## Your task
Below are the records; collect from them each line containing the string "image".

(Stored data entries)
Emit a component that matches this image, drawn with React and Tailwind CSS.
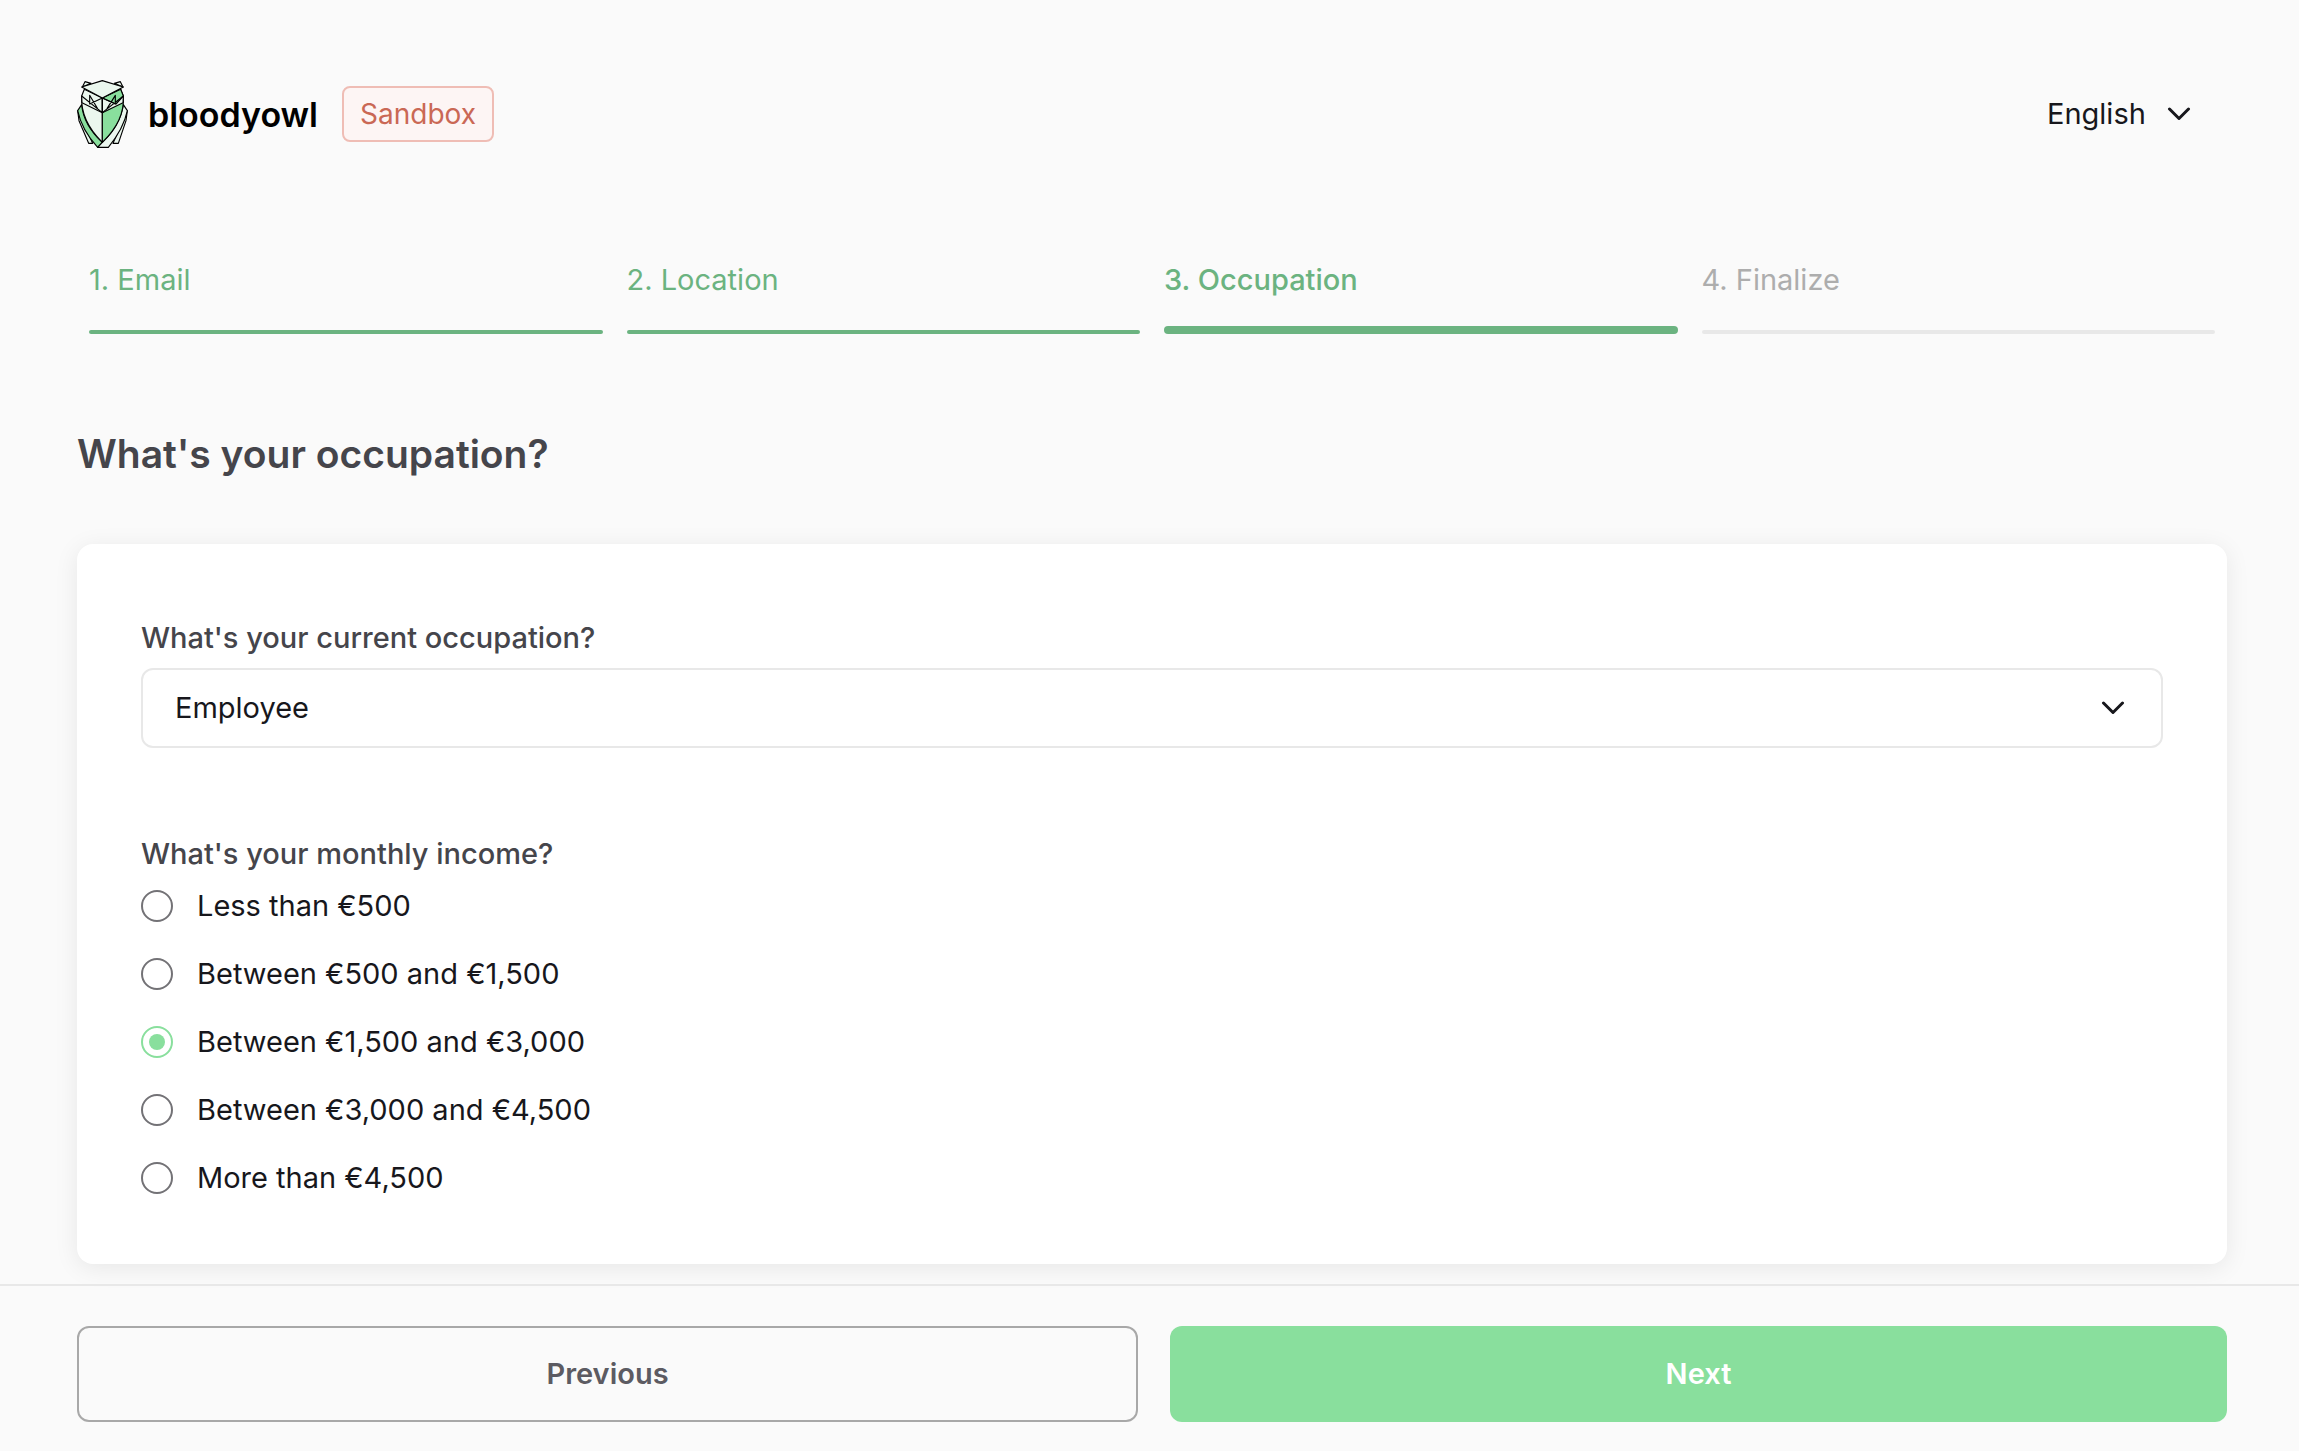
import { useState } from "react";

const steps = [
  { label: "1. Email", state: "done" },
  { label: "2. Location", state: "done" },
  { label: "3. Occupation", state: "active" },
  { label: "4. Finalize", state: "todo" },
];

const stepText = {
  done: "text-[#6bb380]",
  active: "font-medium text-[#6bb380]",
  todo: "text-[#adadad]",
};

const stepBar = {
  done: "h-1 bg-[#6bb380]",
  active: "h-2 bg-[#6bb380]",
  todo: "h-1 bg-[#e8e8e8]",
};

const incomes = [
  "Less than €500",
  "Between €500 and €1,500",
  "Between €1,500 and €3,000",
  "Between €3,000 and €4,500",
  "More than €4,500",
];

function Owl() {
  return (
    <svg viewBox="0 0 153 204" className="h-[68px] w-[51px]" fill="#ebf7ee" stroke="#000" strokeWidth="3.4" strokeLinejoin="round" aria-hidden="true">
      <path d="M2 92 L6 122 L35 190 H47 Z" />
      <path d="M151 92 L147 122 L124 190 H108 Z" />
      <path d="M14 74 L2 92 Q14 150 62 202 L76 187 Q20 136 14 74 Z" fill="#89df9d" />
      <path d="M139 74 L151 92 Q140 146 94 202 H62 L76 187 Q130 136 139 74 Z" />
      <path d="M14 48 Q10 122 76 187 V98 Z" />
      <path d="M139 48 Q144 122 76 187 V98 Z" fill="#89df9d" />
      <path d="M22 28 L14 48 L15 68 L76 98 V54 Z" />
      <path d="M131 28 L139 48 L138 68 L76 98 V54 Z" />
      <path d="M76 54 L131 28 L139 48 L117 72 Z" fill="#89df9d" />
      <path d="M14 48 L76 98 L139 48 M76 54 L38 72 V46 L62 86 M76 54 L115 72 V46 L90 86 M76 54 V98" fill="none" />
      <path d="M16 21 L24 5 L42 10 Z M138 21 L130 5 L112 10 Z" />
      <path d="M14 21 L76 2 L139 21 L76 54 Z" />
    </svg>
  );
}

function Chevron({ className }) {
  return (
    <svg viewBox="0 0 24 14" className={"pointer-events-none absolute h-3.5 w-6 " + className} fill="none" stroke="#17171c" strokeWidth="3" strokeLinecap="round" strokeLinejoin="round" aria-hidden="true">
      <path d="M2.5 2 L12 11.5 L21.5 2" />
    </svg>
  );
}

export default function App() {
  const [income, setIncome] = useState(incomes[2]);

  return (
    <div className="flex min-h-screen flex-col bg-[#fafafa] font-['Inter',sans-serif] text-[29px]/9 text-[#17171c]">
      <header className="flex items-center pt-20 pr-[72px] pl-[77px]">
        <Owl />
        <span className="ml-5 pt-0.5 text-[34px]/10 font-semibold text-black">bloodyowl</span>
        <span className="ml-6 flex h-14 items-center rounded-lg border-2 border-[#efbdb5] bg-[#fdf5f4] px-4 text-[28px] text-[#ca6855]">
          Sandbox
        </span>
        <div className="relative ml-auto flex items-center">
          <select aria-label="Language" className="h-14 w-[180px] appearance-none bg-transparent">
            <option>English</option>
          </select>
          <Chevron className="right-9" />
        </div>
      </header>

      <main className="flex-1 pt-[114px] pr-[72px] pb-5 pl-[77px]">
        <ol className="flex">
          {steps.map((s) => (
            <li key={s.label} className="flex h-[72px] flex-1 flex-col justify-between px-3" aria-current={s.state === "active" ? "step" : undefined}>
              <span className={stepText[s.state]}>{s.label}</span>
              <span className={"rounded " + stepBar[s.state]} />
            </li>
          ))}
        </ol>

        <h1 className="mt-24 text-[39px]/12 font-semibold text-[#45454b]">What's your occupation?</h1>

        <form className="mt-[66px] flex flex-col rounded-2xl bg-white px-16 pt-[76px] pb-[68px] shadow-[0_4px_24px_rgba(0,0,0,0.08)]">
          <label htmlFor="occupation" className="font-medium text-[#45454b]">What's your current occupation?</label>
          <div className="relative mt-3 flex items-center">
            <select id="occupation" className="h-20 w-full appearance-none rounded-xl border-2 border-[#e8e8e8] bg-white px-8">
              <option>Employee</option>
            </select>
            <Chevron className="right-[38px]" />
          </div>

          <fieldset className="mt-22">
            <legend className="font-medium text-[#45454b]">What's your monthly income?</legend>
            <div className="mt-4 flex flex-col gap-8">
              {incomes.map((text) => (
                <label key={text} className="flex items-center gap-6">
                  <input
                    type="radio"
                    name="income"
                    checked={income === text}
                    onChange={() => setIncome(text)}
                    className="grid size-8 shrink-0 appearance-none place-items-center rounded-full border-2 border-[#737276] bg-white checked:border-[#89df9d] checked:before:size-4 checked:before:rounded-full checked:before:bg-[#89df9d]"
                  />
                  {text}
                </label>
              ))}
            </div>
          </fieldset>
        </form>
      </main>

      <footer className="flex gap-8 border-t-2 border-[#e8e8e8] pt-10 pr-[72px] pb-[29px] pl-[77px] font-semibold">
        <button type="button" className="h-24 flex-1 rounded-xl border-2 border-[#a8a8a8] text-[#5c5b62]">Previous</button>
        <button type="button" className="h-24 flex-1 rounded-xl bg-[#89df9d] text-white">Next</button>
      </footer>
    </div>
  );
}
...
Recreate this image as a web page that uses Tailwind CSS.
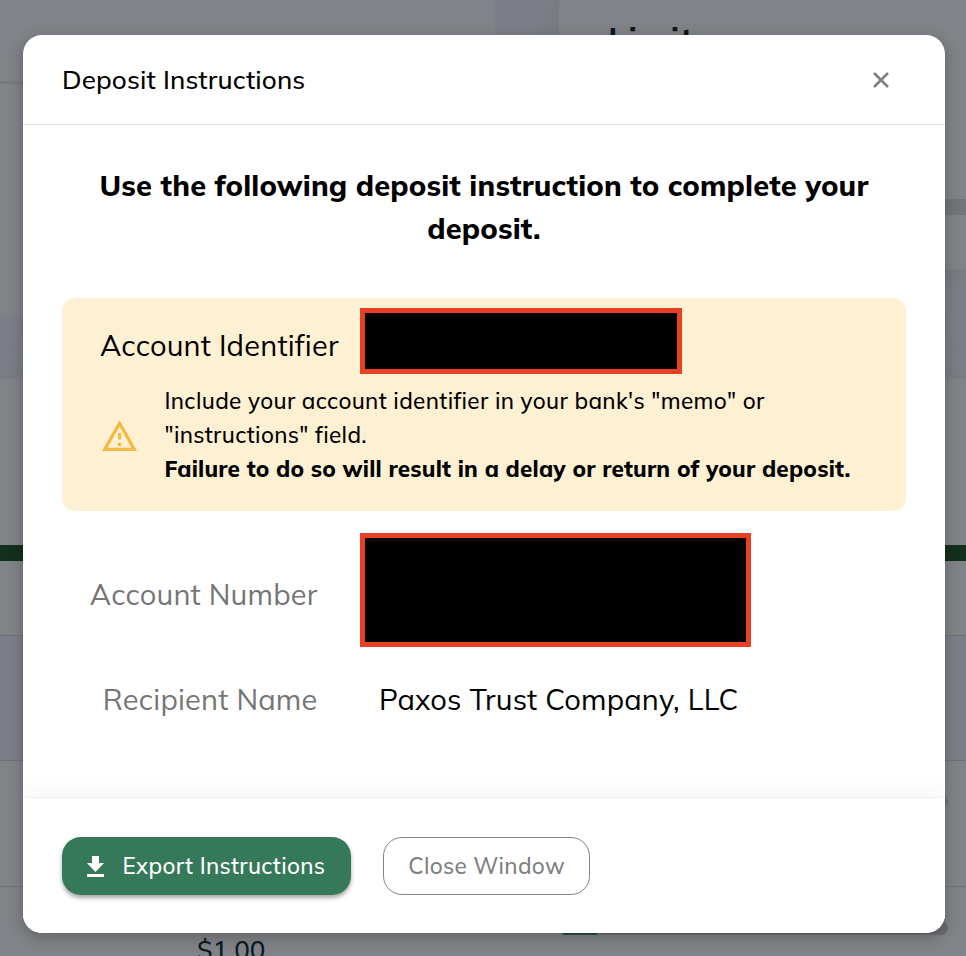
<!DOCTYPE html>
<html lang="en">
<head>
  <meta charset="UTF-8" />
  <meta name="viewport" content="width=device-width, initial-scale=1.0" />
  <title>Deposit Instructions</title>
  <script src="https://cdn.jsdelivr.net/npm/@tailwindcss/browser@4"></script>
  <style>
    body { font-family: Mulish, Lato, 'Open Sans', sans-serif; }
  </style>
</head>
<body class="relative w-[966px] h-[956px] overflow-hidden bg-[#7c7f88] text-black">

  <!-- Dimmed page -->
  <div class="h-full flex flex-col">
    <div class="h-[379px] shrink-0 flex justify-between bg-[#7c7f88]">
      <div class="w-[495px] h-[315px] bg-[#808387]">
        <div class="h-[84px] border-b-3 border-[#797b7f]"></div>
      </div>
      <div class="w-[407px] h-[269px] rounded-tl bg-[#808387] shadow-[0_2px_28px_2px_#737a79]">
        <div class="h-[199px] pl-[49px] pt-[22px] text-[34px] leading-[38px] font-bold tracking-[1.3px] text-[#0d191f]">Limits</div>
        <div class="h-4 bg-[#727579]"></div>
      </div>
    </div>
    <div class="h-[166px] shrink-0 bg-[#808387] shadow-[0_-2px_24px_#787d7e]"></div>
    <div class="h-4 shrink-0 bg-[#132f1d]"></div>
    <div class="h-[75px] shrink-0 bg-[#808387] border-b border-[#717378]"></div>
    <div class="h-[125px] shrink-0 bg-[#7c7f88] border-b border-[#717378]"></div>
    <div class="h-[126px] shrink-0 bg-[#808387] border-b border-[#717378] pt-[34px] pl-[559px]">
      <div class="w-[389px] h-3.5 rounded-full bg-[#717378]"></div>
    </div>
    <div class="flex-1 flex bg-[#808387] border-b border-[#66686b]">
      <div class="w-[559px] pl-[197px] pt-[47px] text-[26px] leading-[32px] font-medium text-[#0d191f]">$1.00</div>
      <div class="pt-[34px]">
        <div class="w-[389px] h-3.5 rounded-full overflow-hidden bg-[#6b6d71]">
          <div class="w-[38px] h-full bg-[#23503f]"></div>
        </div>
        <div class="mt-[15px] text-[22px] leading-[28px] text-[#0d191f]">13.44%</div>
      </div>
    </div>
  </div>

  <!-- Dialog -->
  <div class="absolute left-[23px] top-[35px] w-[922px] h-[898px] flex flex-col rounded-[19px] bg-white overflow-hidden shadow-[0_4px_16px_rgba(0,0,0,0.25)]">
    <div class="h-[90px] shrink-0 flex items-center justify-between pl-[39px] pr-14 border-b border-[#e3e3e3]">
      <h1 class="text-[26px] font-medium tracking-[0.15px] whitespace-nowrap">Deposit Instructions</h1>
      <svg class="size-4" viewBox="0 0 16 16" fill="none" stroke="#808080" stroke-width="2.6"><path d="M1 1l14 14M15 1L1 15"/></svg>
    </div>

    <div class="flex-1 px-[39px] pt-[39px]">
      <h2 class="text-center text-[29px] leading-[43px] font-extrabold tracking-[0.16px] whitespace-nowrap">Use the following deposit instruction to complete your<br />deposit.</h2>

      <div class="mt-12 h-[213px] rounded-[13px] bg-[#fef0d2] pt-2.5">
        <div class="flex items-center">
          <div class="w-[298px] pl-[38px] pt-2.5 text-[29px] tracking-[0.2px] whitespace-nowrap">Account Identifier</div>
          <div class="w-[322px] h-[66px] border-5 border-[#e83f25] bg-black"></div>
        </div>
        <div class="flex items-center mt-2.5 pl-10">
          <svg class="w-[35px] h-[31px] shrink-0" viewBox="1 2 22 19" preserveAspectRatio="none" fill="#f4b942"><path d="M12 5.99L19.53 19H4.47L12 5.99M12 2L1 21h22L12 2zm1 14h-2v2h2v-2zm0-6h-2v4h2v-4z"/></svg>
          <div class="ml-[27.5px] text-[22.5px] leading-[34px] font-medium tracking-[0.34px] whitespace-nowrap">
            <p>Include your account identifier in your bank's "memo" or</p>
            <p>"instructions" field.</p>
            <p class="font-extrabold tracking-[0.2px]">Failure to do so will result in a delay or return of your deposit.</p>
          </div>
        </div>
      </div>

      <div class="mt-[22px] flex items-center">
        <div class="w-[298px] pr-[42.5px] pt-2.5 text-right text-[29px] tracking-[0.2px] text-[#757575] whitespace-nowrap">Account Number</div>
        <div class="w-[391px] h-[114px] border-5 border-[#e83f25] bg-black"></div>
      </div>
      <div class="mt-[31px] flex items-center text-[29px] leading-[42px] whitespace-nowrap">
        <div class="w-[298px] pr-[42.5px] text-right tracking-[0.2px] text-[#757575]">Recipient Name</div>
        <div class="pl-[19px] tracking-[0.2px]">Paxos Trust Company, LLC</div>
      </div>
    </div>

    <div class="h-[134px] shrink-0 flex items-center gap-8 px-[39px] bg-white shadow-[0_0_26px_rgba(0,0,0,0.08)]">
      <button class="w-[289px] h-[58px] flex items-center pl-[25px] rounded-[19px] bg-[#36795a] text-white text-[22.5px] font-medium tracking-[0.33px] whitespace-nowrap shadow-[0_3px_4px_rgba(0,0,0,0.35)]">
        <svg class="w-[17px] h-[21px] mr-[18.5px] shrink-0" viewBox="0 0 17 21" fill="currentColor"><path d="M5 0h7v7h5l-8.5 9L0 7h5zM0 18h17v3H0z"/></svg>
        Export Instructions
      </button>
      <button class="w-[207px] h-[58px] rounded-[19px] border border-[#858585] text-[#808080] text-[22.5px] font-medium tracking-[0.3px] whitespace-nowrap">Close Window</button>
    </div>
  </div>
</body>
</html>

## Task response
Emit a component that matches this image, drawn with React and Tailwind CSS.
Recreate this image as a web page that uses Tailwind CSS.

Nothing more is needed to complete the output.